The Mystery of Possible Paths: Why Our Life Isn’t Written and Why God Doesn’t Treat Us Like Puppets
There are questions that don’t come from books but from difficult nights. Questions that rise when life feels heavy, when a choice hurts, when a mistake seems impossible to fix. One of these questions is as old as humanity itself: is my life already written, or can I really change it?
Many people grow up believing that everything is predetermined. That God already knows how our story will end, as if we were characters in a script written before we were even born. It’s an idea that comforts and frightens at the same time. It comforts because it removes responsibility. It frightens because it removes freedom.
But when you look at real life, you understand it doesn’t work that way. Because every day we choose. Every day we change direction. Every day we can ruin or save something. Every day we can become better or worse. Life isn’t a railway track. It’s a constant crossroads.
And to truly understand what this means, you only need to look at Marco’s story.
Marco grew up in a neighborhood where no one talked about the future. His father was absent, his mother worked too much, and the friends he had were boys who learned early how to survive on their own. At twelve he had already seen things a child shouldn’t see. At fifteen he had understood that in his world there were only two options: become a victim or become tough. And he chose the second.

For years he believed his destiny was sealed. Fights, thefts, bad company. Every choice seemed to drag him further down, as if an invisible hand was pushing him toward an ending already written. And when someone tried to talk to him about God, he laughed. “If God exists, He already knows how I’ll end up. And it won’t be good.”
But life isn’t a movie. It’s a tree. And one day, without him looking for it, a new branch opened.
He was twenty‑three when an old man, the owner of a workshop Marco had entered to steal from, instead of calling the police said to him: “If you want to work, be here tomorrow at eight.” Marco didn’t understand. He wasn’t used to trust. He wasn’t used to someone offering him a different path. But the next day, without knowing why, he showed up.
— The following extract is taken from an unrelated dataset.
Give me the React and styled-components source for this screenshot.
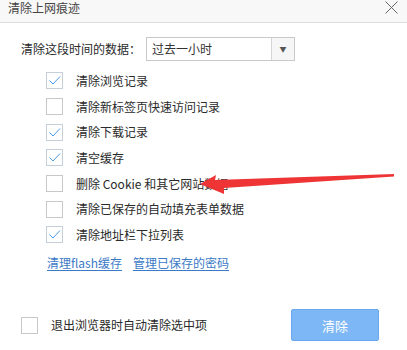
import React from "react";
import styled, { createGlobalStyle } from "styled-components";

const Global = createGlobalStyle`
  html, body { margin: 0; padding: 0; background: #fff; }
  body {
    font-family: "Noto Sans CJK SC", "Noto Sans", sans-serif;
    font-size: 12px;
    color: #333;
  }
`;

const Dialog = styled.div`
  position: relative;
  width: 407px;
  height: 350px;
  display: flex;
  flex-direction: column;
  background: #fff;
  overflow: hidden;
`;

const TitleBar = styled.div`
  height: 23px;
  display: flex;
  align-items: center;
  justify-content: space-between;
  padding: 0 9px 0 8px;
  background: #f8f8f8;
  border-bottom: 1px solid #dcdcdc;
  box-sizing: border-box;
`;

const Title = styled.span`
  font-size: 12px;
  line-height: 14px;
  color: #444;
  margin-top: -6px;
`;

const Close = styled.svg`
  width: 13px;
  height: 13px;
  margin-top: -8px;
`;

const Body = styled.div`
  padding: 14px 0 0 21px;
  display: flex;
  flex-direction: column;
`;

const RangeRow = styled.div`
  display: flex;
  align-items: center;
  gap: 5px;
  height: 24px;
`;

const Label = styled.span`
  width: 120px;
  line-height: 14px;
  color: #2a2a2a;
`;

const Select = styled.div`
  width: 149px;
  height: 24px;
  box-sizing: border-box;
  border: 1px solid #c9c9c9;
  display: flex;
  align-items: stretch;
  background: #fff;
`;

const SelectText = styled.span`
  flex: 1;
  padding-left: 5px;
  line-height: 22px;
  color: #333;
`;

const SelectButton = styled.span`
  width: 22px;
  border-left: 1px solid #d5d5d5;
  background: #f6f6f6;
  display: flex;
  align-items: center;
  justify-content: center;
  font-size: 7px;
  color: #555;
`;

const Options = styled.div`
  margin-top: 7px;
  padding-left: 25px;
  display: flex;
  flex-direction: column;
`;

const Row = styled.label`
  height: 25.7px;
  display: flex;
  align-items: center;
  gap: 13px;
  color: #2a2a2a;
  line-height: 14px;
`;

const Box = styled.span`
  width: 17px;
  height: 17px;
  box-sizing: border-box;
  border: 1px solid ${(p) => (p.$checked ? "#c4cfd9" : "#c8c8c8")};
  background: #fff;
  display: flex;
  align-items: center;
  justify-content: center;
  flex-shrink: 0;
`;

const Links = styled.div`
  display: flex;
  gap: 11px;
  margin-top: 8px;
  padding-left: 26px;
`;

const Link = styled.a`
  color: #3b7ac6;
  text-decoration: underline;
  text-underline-offset: 2px;
  line-height: 14px;
  cursor: pointer;
`;

const Footer = styled.div`
  margin-top: auto;
  display: flex;
  align-items: center;
  justify-content: space-between;
  padding: 0 28px 9px 21px;
`;

const FooterOption = styled(Row)`
  height: auto;
`;

const Button = styled.button`
  width: 88px;
  height: 32px;
  border: 1px solid #6aa8ee;
  border-radius: 2px;
  background: #7db7f6;
  color: #fff;
  font-family: inherit;
  font-size: 13px;
`;

const Arrow = styled.svg`
  position: absolute;
  left: 0;
  top: 0;
  pointer-events: none;
`;

function Check({ checked }) {
  return (
    <Box $checked={checked}>
      {checked && (
        <svg width="15" height="15" viewBox="0 0 15 15">
          <polyline
            points="2.5,7.5 6,11 13,3.5"
            fill="none"
            stroke="#4a9be6"
            strokeWidth="1"
          />
        </svg>
      )}
    </Box>
  );
}

const items = [
  ["清除浏览记录", true],
  ["清除新标签页快速访问记录", false],
  ["清除下载记录", true],
  ["清空缓存", true],
  ["删除 Cookie 和其它网站数据", false],
  ["清除已保存的自动填充表单数据", false],
  ["清除地址栏下拉列表", true],
];

export default function App() {
  return (
    <Dialog>
      <Global />
      <TitleBar>
        <Title>清除上网痕迹</Title>
        <Close viewBox="0 0 13 13">
          <path d="M0.5 0.5 L12.5 12.5 M12.5 0.5 L0.5 12.5" stroke="#666" strokeWidth="1" />
        </Close>
      </TitleBar>
      <Body>
        <RangeRow>
          <Label>清除这段时间的数据：</Label>
          <Select>
            <SelectText>过去一小时</SelectText>
            <SelectButton>▼</SelectButton>
          </Select>
        </RangeRow>
        <Options>
          {items.map(([text, checked]) => (
            <Row key={text}>
              <Check checked={checked} />
              {text}
            </Row>
          ))}
        </Options>
        <Links>
          <Link>清理flash缓存</Link>
          <Link>管理已保存的密码</Link>
        </Links>
      </Body>
      <Footer>
        <FooterOption>
          <Check checked={false} />
          退出浏览器时自动清除选中项
        </FooterOption>
        <Button>清除</Button>
      </Footer>
      <Arrow width="407" height="350" viewBox="0 0 407 350">
        <polygon
          points="200,184 216,175 215,180 394,174 394,176.5 224,188 224,194"
          fill="#ee3434"
        />
      </Arrow>
    </Dialog>
  );
}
It wasn’t a miracle. It didn’t change everything in one day. But that choice — one single, small choice — changed direction. Like a branch bending toward the light. Marco began working, learning, failing, trying again. And one day, looking back, he realized his destiny wasn’t written. It had been him, with a thousand small and big choices, who built the road he was walking.
And he understood something else: God had never abandoned him. God had never pushed him toward evil. God had never decided for him. But He had placed, at the right moments, people, opportunities, signals. Not to rewrite the ending from above, but to offer new paths.
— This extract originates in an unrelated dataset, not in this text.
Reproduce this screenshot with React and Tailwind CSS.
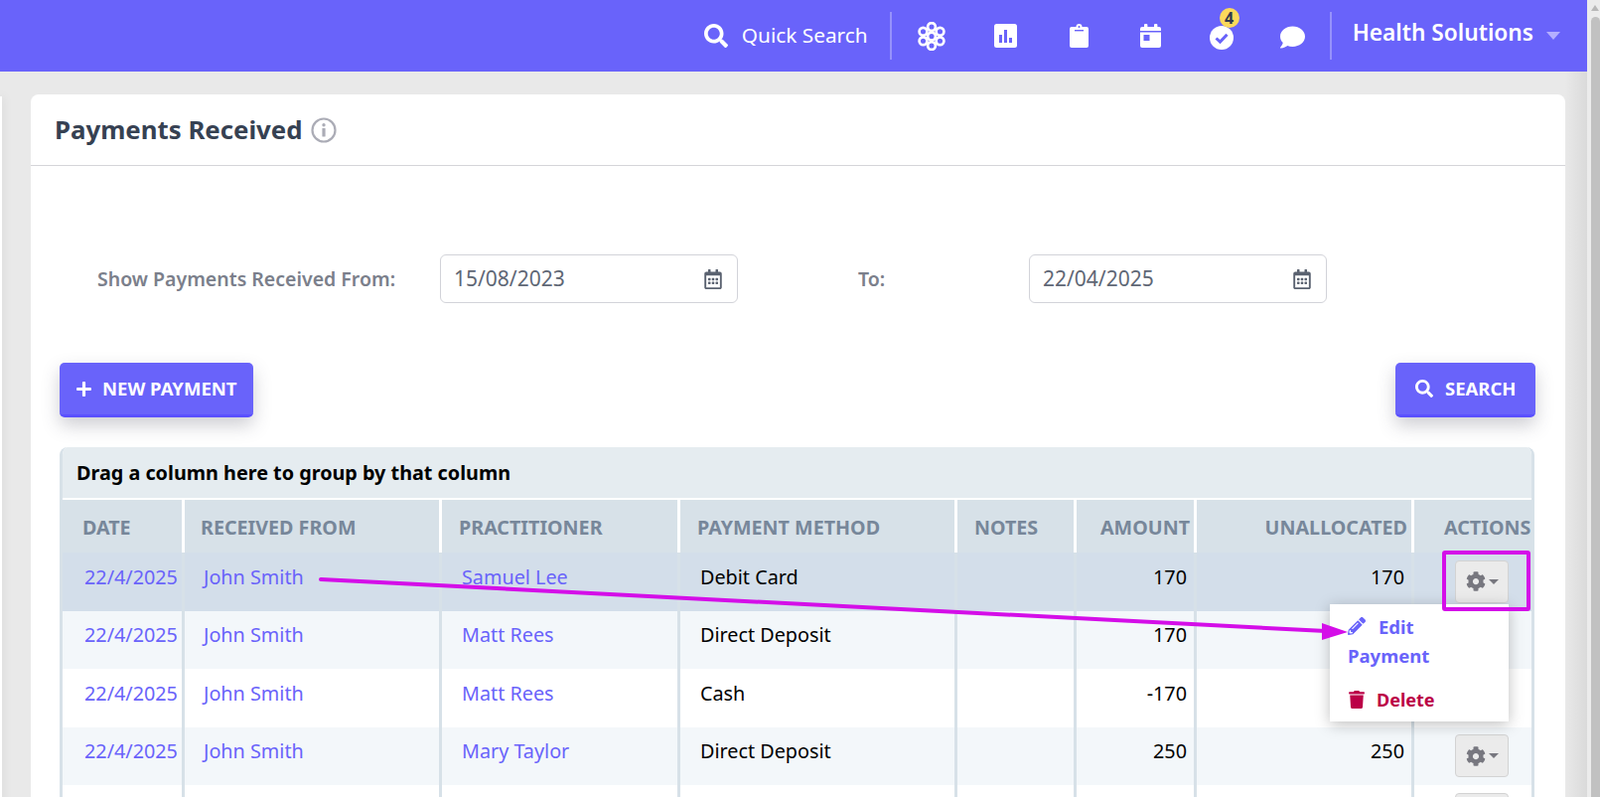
import { FaSearch, FaPlus, FaCog, FaPencilAlt, FaTrash, FaRegCalendarAlt, FaComment } from "react-icons/fa";

const rows = [
  { date: "22/4/2025", from: "John Smith", practitioner: "Samuel Lee", method: "Debit Card", amount: "170", unallocated: "170" },
  { date: "22/4/2025", from: "John Smith", practitioner: "Matt Rees", method: "Direct Deposit", amount: "170", unallocated: "" }, // covered by the menu
  { date: "22/4/2025", from: "John Smith", practitioner: "Matt Rees", method: "Cash", amount: "-170", unallocated: "" }, // covered by the menu
  { date: "22/4/2025", from: "John Smith", practitioner: "Mary Taylor", method: "Direct Deposit", amount: "250", unallocated: "250" },
  { date: "", from: "", practitioner: "", method: "", amount: "", unallocated: "" }, // only its button is in frame
];

const gridCols = "grid grid-cols-[120px_259px_240px_279px_120px_121px_219px_1fr]";

// Honeycomb icon in the top bar
const FlowerIcon = () => (
  <svg width="28" height="29" viewBox="0 0 28 29" fill="none" stroke="white" strokeWidth="2.7">
    <circle cx="14" cy="5" r="3.9" />
    <circle cx="14" cy="14.5" r="3.9" />
    <circle cx="14" cy="24" r="3.9" />
    <circle cx="5.5" cy="9.7" r="3.9" />
    <circle cx="22.5" cy="9.7" r="3.9" />
    <circle cx="5.5" cy="19.3" r="3.9" />
    <circle cx="22.5" cy="19.3" r="3.9" />
  </svg>
);

const ChartIcon = () => (
  <svg width="23" height="24" viewBox="0 0 23 24">
    <rect width="23" height="24" rx="2.5" fill="white" />
    <rect x="5" y="11" width="3" height="8" fill="#6963fa" />
    <rect x="10" y="6" width="3" height="13" fill="#6963fa" />
    <rect x="15" y="14" width="3" height="5" fill="#6963fa" />
  </svg>
);

const ClipboardIcon = () => (
  <svg width="19" height="24" viewBox="0 0 19 24">
    <path d="M2 3h4.5a3 3 0 0 1 6 0H17a2 2 0 0 1 2 2v17a2 2 0 0 1-2 2H2a2 2 0 0 1-2-2V5a2 2 0 0 1 2-2z" fill="white" />
    <rect x="5" y="6" width="9" height="1.4" fill="#6963fa" />
    <circle cx="9.5" cy="3" r="1" fill="#6963fa" />
  </svg>
);

const CalendarIcon = () => (
  <svg width="21" height="24" viewBox="0 0 21 24">
    <rect x="4" y="0" width="3.4" height="5" rx="1" fill="white" />
    <rect x="14" y="0" width="3.4" height="5" rx="1" fill="white" />
    <path d="M2 3h17a2 2 0 0 1 2 2v2H0V5a2 2 0 0 1 2-2z" fill="white" />
    <path d="M0 8.4h21V22a2 2 0 0 1-2 2H2a2 2 0 0 1-2-2z" fill="white" />
    <rect x="3.5" y="11" width="6" height="6" fill="#6963fa" />
  </svg>
);

const CheckIcon = () => (
  <svg width="24" height="24" viewBox="0 0 24 24">
    <circle cx="12" cy="12" r="12" fill="white" />
    <path d="M6.5 12.5l4 3.6 7-7.4" fill="none" stroke="#6963fa" strokeWidth="3" />
  </svg>
);

const InfoIcon = () => (
  <svg width="26" height="26" viewBox="0 0 26 26" className="ml-[8px]">
    <circle cx="13" cy="13" r="11.5" fill="none" stroke="#abacb6" strokeWidth="2.2" />
    <circle cx="13" cy="7.8" r="1.7" fill="#abacb6" />
    <rect x="11.4" y="11" width="3.2" height="8.6" rx="0.6" fill="#abacb6" />
  </svg>
);

const DateInput = ({ value, className }) => (
  <div className={`flex h-[49px] items-center justify-between rounded-md border border-[#d2d3d9] pl-[13px] pr-[14px] text-[21px] text-[#5f6775] ${className}`}>
    <span>{value}</span>
    <FaRegCalendarAlt className="text-[20px] text-[#5a6270]" />
  </div>
);

const PrimaryButton = ({ icon, label, className }) => (
  <button className={`flex h-[55px] items-center rounded-[5px] border-b-[3px] border-[#5a50ff] bg-[#6963fa] text-[18.5px] font-bold text-white shadow-[0_8px_18px_rgba(60,60,80,0.25)] ${className}`}>
    {icon}
    {label}
  </button>
);

const GearMenu = ({ open }) => (
  <div className="relative ml-[41px] w-[54px]">
    <button className="flex h-[43px] w-[54px] items-center justify-center rounded-[4px] border border-[#d3d3d3] bg-[#ebebeb] text-[#77777f]">
      <FaCog className="text-[20px]" />
      <span className="ml-[3px] h-0 w-0 border-x-[5px] border-t-[5px] border-x-transparent border-t-[#77777f]" />
    </button>
    {open && (
      <div className="absolute right-0 top-[44px] z-10 h-[118px] w-[180px] bg-white pl-[18px] pt-[8px] text-[18.5px] font-bold leading-[29px] text-[#6963fa] shadow-[0_3px_14px_rgba(0,0,0,0.25)]">
        <div>
          <FaPencilAlt className="mr-[13px] inline align-[-1px] text-[18px]" />
          Edit
          <br />
          Payment
        </div>
        <div className="mt-[16px] flex items-center text-[18px] text-[#bb0047]">
          <FaTrash className="mr-[11px] text-[18px]" />
          Delete
        </div>
      </div>
    )}
  </div>
);

const Row = ({ row, index }) => {
  const rowBg = index === 0 ? "bg-[#d3deea]" : index % 2 === 1 ? "bg-[#f3f7fa]" : "bg-white";
  const cell = "flex items-center border-l-[3px] border-[#d7e1e8]";
  return (
    <div className={`${gridCols} h-[58.5px] text-[19.8px] leading-[30px] ${rowBg}`}>
      <a className="flex items-center pb-[9px] pl-[22px] text-[#6963fa]">{row.date}</a>
      <a className={`${cell} pb-[9px] pl-[19px] text-[#6963fa]`}>{row.from}</a>
      <a className={`${cell} pb-[9px] pl-[20px] text-[#6963fa]`}>{row.practitioner}</a>
      <div className={`${cell} pb-[9px] pl-[20px] text-black`}>{row.method}</div>
      <div className={cell} />
      <div className={`${cell} justify-end pb-[9px] pr-[7px] text-black`}>{row.amount}</div>
      <div className={`${cell} justify-end pb-[9px] pr-[7px] text-black`}>{row.unallocated}</div>
      <div className={cell}>
        <GearMenu open={index === 0} />
      </div>
    </div>
  );
};

const App = () => {
  const headCell = "flex items-center border-l-[3px] border-white pt-[3px]";
  return (
    <div className="relative flex h-[802px] w-[1611px] overflow-hidden font-['Open_Sans',sans-serif]">
      <div className="flex w-[1598px] flex-col bg-[#e9e9e9]">
        {/* Top bar */}
        <header className="flex h-[72px] shrink-0 items-center justify-end bg-[#6963fa] pr-[27px] text-white">
          <FaSearch className="text-[24px]" />
          <span className="ml-[14px] text-[20.8px]">Quick Search</span>
          <div className="ml-[22px] h-[48px] w-[2px] bg-white/30" />
          <div className="ml-[26px]"><FlowerIcon /></div>
          <div className="ml-[49px]"><ChartIcon /></div>
          <div className="ml-[53px]"><ClipboardIcon /></div>
          <div className="ml-[52px]"><CalendarIcon /></div>
          <div className="relative ml-[49px] mt-[4px]">
            <CheckIcon />
            <span className="absolute left-[10px] top-[-18px] flex h-[20px] w-[20px] items-center justify-center rounded-full bg-[#fcd95b] text-[16px] font-bold text-[#333a4d]">4</span>
          </div>
          <FaComment className="ml-[47px] mt-[2px] text-[25px]" />
          <div className="ml-[25px] h-[48px] w-[2px] bg-white/30" />
          <span className="mb-[5px] ml-[21px] text-[22.7px] font-semibold">Health Solutions</span>
          <span className="ml-[13px] h-0 w-0 border-x-[7px] border-t-[8px] border-x-transparent border-t-[#b5afff]" />
        </header>

        <div className="flex flex-1">
          {/* Collapsed side panel edge */}
          <div className="mt-[25px] w-[2px] shrink-0 bg-white shadow-[0_0_10px_rgba(0,0,0,0.18)]" />

          {/* Card */}
          <main className="ml-[29px] mt-[23px] w-[1545px] shrink-0 rounded-t-lg bg-white">
            <div className="flex h-[72px] items-center border-b border-[#d5d5d9] pl-[24px]">
              <h1 className="text-[25.8px] font-bold text-[#364152]">Payments Received</h1>
              <InfoIcon />
            </div>

            <div className="pl-[29px] pr-[31px] pt-[89px]">
              {/* Date filters */}
              <div className="flex items-center text-[19.5px] font-semibold text-[#7b7f8b]">
                <label className="w-[383px] pl-[38px]">Show Payments Received From:</label>
                <DateInput value="15/08/2023" className="w-[300px] font-normal" />
                <label className="ml-[121px] w-[172px]">To:</label>
                <DateInput value="22/04/2025" className="w-[300px] font-normal" />
              </div>

              {/* Buttons */}
              <div className="mt-[60px] flex justify-between">
                <PrimaryButton
                  className="w-[195px] pl-[16px]"
                  icon={<FaPlus className="mr-[10px] text-[17px]" />}
                  label="NEW PAYMENT"
                />
                <PrimaryButton
                  className="mr-[-1px] w-[141px] pl-[20px]"
                  icon={<FaSearch className="mr-[12px] text-[18px]" />}
                  label="SEARCH"
                />
              </div>

              {/* Grid */}
              <div className="mt-[30px] overflow-hidden rounded-t-lg border-x-[3px] border-[#d7e1e8]">
                <div className="flex h-[53px] items-center border-b-2 border-white bg-[#e5ecf0] pl-[14px] text-[19.8px] font-bold text-black">
                  Drag a column here to group by that column
                </div>
                <div className={`${gridCols} h-[53px] bg-[#d7e1e8] text-[19.7px] font-bold text-[#77879a]`}>
                  <div className="flex items-center pl-[20px] pt-[3px]">DATE</div>
                  <div className={`${headCell} pl-[16px]`}>RECEIVED FROM</div>
                  <div className={`${headCell} pl-[17px]`}>PRACTITIONER</div>
                  <div className={`${headCell} pl-[17px]`}>PAYMENT METHOD</div>
                  <div className={`${headCell} pl-[17px]`}>NOTES</div>
                  <div className={`${headCell} justify-end pr-[4px]`}>AMOUNT</div>
                  <div className={`${headCell} justify-end pr-[4px]`}>UNALLOCATED</div>
                  <div className={`${headCell} pl-[30px]`}>ACTIONS</div>
                </div>
                {rows.map((row, i) => (
                  <Row key={i} row={row} index={i} />
                ))}
              </div>
            </div>
          </main>

          <div className="ml-auto w-[22px] bg-gradient-to-r from-[#e9e9e9] to-[#dadada]" />
        </div>
      </div>

      {/* Browser scrollbar */}
      <div className="flex w-[13px] flex-col items-center bg-[#ececec] pl-[3px]">
        <span className="mt-[5px] h-0 w-0 border-x-[4px] border-b-[6px] border-x-transparent border-b-[#b8b8b8]" />
        <div className="mt-[6px] w-[9px] flex-1 rounded-t-full bg-[#c1c1c1]" />
      </div>

      {/* Annotation drawn over the screenshot */}
      <svg className="pointer-events-none absolute inset-0 z-20" width="1611" height="802" viewBox="0 0 1611 802">
        <rect x="1454" y="556" width="85" height="57" rx="1" fill="none" stroke="#d40ee8" strokeWidth="4" />
        <line x1="323" y1="583" x2="1335" y2="635" stroke="#d40ee8" strokeWidth="4" strokeLinecap="round" />
        <polygon points="1331,627 1357,636 1331,644" fill="#d40ee8" />
      </svg>
    </div>
  );
};

export default App;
This is how it works. God doesn’t see one future. He sees many. He sees the version of you that falls, the one that gets back up, the one that gets lost, the one that is saved. He sees the path that wounds you and the one that heals you. He sees the one that destroys you and the one that makes you become who you could truly be.
And then the question arises: if God already sees how I will end, am I really free?
The answer lies in a simple mystery: God knows the ending not because He decides it, but because He knows you. He knows your wounds, your fears, your inclinations, your hidden strength. He knows you better than you know yourself. And just as you can predict the choice of someone you deeply love, God sees where your freedom will lead you. But prediction is not control. It is understanding.
Evil, in all this, is not a force created by God. It is an absence. Just as darkness is the absence of light, evil is the absence of good. It is born when freedom moves away from love. When a person chooses selfishness, revenge, hatred, indifference. When they hurt, betray, manipulate. When they use freedom to destroy instead of build.
But even here, God does not step back. He doesn’t say: “You made a mistake, deal with it.” He says: “You made a mistake, but I’m still here.” And He keeps offering new paths. He keeps suggesting. He keeps calling. He keeps hoping. Because love never stops trying, even when it knows you might refuse.
And then there is truth — the one that often hurts more than lies. Not everything is black or white. A lie told to harm is evil. A lie told to protect is human. A lie told to save is justice. Morality is not a rigid code but a fragile balance between intention and consequence. God does not look at the word. He looks at the heart behind it. He looks at whether that word brings you closer to love or further away from it.
In the end, the first question returns: are we free, or is everything already written? The answer is this: we are free inside a universe of possibilities that God sees all at once. And God, with a patience no human could ever have, works to guide us toward the best ending. We don’t always make it. Sometimes we get lost. Sometimes we fall. Sometimes we choose the wrong branch. But as long as there is life, there is possibility. As long as there is breath, there is a path. As long as God exists, there is a better ending waiting somewhere.
We are not puppets. We are not marionettes. We are not characters in a script. We are free human beings, fragile, imperfect, capable of failing and rising again. And God is the presence that sees all the paths and keeps pointing us toward the right one, without ever giving up.